# How do you get so many bubbles?



## Spangle122 (Sep 18, 2006)

I am curious - how do you ladies get so many bubbles? Am I doing something wrong? LOL  

Spangle xxx


----------



## ♥sparklequeen♥ (Feb 6, 2007)

*Im gonna send you loads babes *


----------



## maj79 (Jun 4, 2007)

I ve sent you loads as well wishing you good luck for tst day


----------



## Shabba (Nov 18, 2006)

Me too Spangle - good luck


----------



## ♥sparklequeen♥ (Feb 6, 2007)

*There.

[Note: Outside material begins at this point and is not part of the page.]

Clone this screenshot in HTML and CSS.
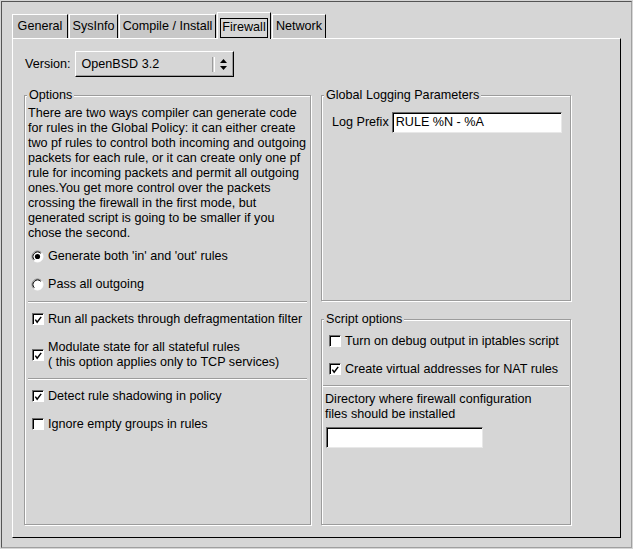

Phew!  We got you up to 1777 - triple 7's for luck babes    *


----------



## ameliacooper (Aug 12, 2007)

I've taken you to a new number 7

Best of luck
Axx


----------



## ♥MillyMax♥ (Nov 21, 2005)

I've blown you some too to end on a 7, hope you believe in lucky 7 if not let me know and I'll blow ome more to change it.

Good luck for test date    

Jennie
  x


----------



## sallywags (Jun 27, 2005)

I htink lots of us are blowing loads all at the same time!!  i blew about 6 but it went up by 20!!  i've done loads now for you hun!!


----------



## ♥sparklequeen♥ (Feb 6, 2007)

*  I keep checking and they keep going up!  I got you on a 77 babes - no doubt it will go up more before you see them again! 

Lots of people love you *


----------



## Spangle122 (Sep 18, 2006)

Thanks you lovely ladies, feeling more loved now and hopefully will bring me some luck.

You are all so lovely, another question when sending bubbles can you send more than one at a time or do you just have to keep clicking?

Love you all


----------



## Shabba (Nov 18, 2006)

I just click loads and see where it goes too  
If theres an easier way i'd like to know too please

S xx


----------



## ♥sparklequeen♥ (Feb 6, 2007)

*I dont think there is an easier way - at least i hope not - i got RSI for all off these things!  

Spangle - hope you are OK hun - been thinking and praying for you *


----------



## Spangle122 (Sep 18, 2006)

Thanks again  

Sparkles ordered test yesterday got 2 digital clearblue for £7.99 (postage extra) but thought if gonna come on it will happen now.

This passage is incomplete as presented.